Very small number of groups - MLM or OLS?

I’m working with observational data collected via random samples of patient charts. The goal of the study is to assess whether a new treatment regimen is more effective than the standard of care. Data were collected from the period before and after the implementation of the new regimen (on different patients).

Primary dependent variable = pain score

Primary independent variable = new treatment regimen

Potential level 2 variable = physician

Data were collected on the patients of three physicians who implemented the new treatment regimen. There are relatively equal amounts of patients per physician with a total N =~300. Given that prior research indicates that there is likely high between-physician variability (I haven’t yet checked because data are still being collected) on these types of outcomes, I thought that a multilevel model would make sense in this case.
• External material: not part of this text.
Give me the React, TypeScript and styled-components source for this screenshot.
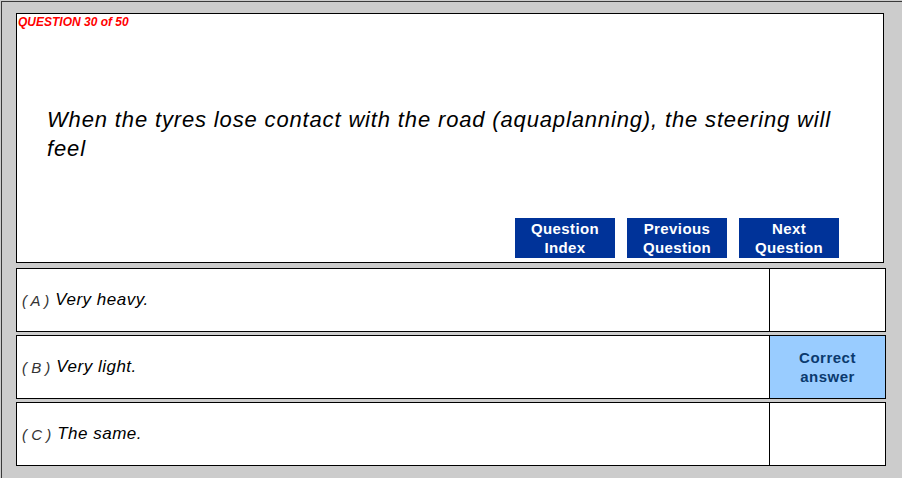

However, after reading some reviews (an example: https://www.tandfonline.com/doi/pdf/10.1080/00273171.2016.1167008 — page 6) and simulation studies that examined the performance of MLMs when cluster sizes are small, I’m wondering if this should just be addressed via an OLS model (or some variation of that), using physician as a control variable. I’ve also read that there are Bayesian methods that could be applied using a half-t or half-cauchy distribution, but I’m not familiar with Bayesian methods and am wondering if it’s worth my time to get acquainted given such a low number of clusters. Any guidance would be greatly appreciated.